Verónica Linares: Mi auto nuevo
Verónica Linares: Mi auto nuevo
Verónica Linares

He perdido la cuenta de las veces que he visto a mi papá vender y comprarse un vehículo. Siempre ha sido muy práctico: si se presentaba un comprador ocasional o veía una buena oferta, cambiaba de carro. A diferencia de otros hombres, nunca lo he visto adorar a su auto como si fuera lo más preciado de su vida. 

No lo limpiaba todos los días antes de salir a trabajar ni lo revisaba al milímetro para ver si tenía un raspón. Tampoco buscaba el lugar más alejado y aislado del estacionamiento para no correr el riesgo de que reciba un portazo. Y, por supuesto, lo prestaba con frecuencia y eso incluía a su hija mayor. Es así como he manejado camionetas 4x4, hatchbacks, convertibles, pick ups, automáticos y mecánicos de todos los colores, desde las marcas más costosas hasta los clásicos escarabajos. 
Creo que el auto es una herramienta de trasporte. Sin embargo, es innegable que también es considerado como un signo de estatus. 

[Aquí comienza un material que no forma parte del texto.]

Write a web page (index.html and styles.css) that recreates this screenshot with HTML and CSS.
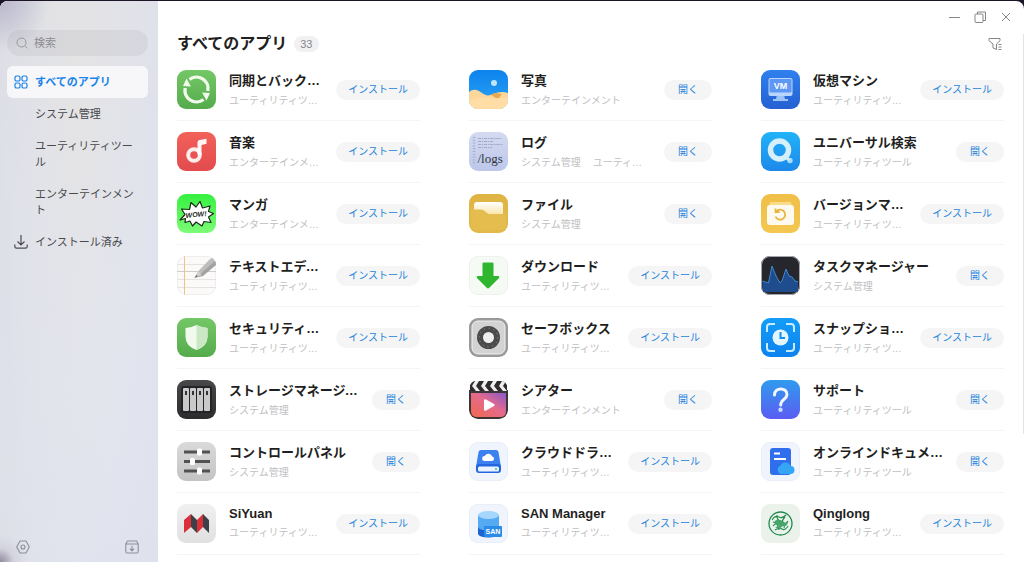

Los últimos cuatro años manejé una marca en particular. La elegí cuando estaba embarazada por su seguridad. Conforme Fabio iba creciendo el vehículo quedó pequeño, así que me compré uno más grande –siempre de la misma marca alemana–. Pero hace medio año cambié de compañía. 

Durante mucho tiempo me resistí a adquirir una camioneta. No sé por qué me hacía sentir muy grande –de tamaño y de edad–, pero cada vez que alguien nos invitaba a quedarnos en una casa de playa teníamos problemas para trasladar todas las cosas de Fabio: el carrito, la bañera, la carretilla para la arena, el pack and play, el colchón del pack and play, la rejilla, los juguetes, la maleta con los diez mil polos y shorts necesarios para un fin de semana de diversión, la leche, la mamadera, los pañales, etc. 

Entonces, cedí por la comodidad del espacio y decidí comprarme una camioneta. Lo que tocaba era hacer un up grade en la misma marca, pero consideré que esta no era lo suficientemente grande como para justificar el precio y la siguiente ya era muy cara. Así que preferí cambiar de firma. 

Algo tan sencillo como eso solo ha generado comentarios frívolos: “¿Qué pasó, seño?”, “¿Dónde está la buena caña, jefa?”, “¿Por qué no te compraste esto? 
De verdad que es hasta huachafo sentir cierto tono de compasión o tristeza al preguntar por mi ex carro. No sé qué responder porque me parece un tema intrascendente. Tal vez pretendan que les dé explicaciones de mi vida y mis prioridades. Qué pasa si tuviera problemas económicos y la plata no me alcanza o si un familiar está con cáncer y las cuentas de la clínica están a punto de dejarme a pie o si mi hijo debiera ser operado de algo extraño y delicado fuera del Perú. 

Quizá sí hay algún morbo de querer escuchar que estoy pasando por un mal momento. Cuando me agarran de buen humor, respondo si acaso nos les gusta mi nuevo vehículo. Pero cuando ando apurada solo digo cortante que lo cambié.   
Hace unos días me chocó un tráiler que se dio a la fuga. Mi camioneta está en el taller y el seguro me ha  proporcionado un auto de reemplazo. Es uno nuevo, de color blanco y el modelo es muy utilizado para taxi. Esto último pareciera ser un pecado. No tienen idea de los mensajes que tengo que escuchar. ¿Qué pasará por sus cabezas? Es como si hubiera caído en desgracia. 

Todos los comentarios vienen de los hombres. Como se supone que son los que más saben de fierros, andan preocupados por ver el año, el modelo, la marca y el precio de tal o cual carro. Qué frescos son cuando nos endosan los clichés de superficiales y metetes. Señores, dedíquense más a sus vidas y a sus carros y dejen al resto hacer lo que le da la gana con su plata.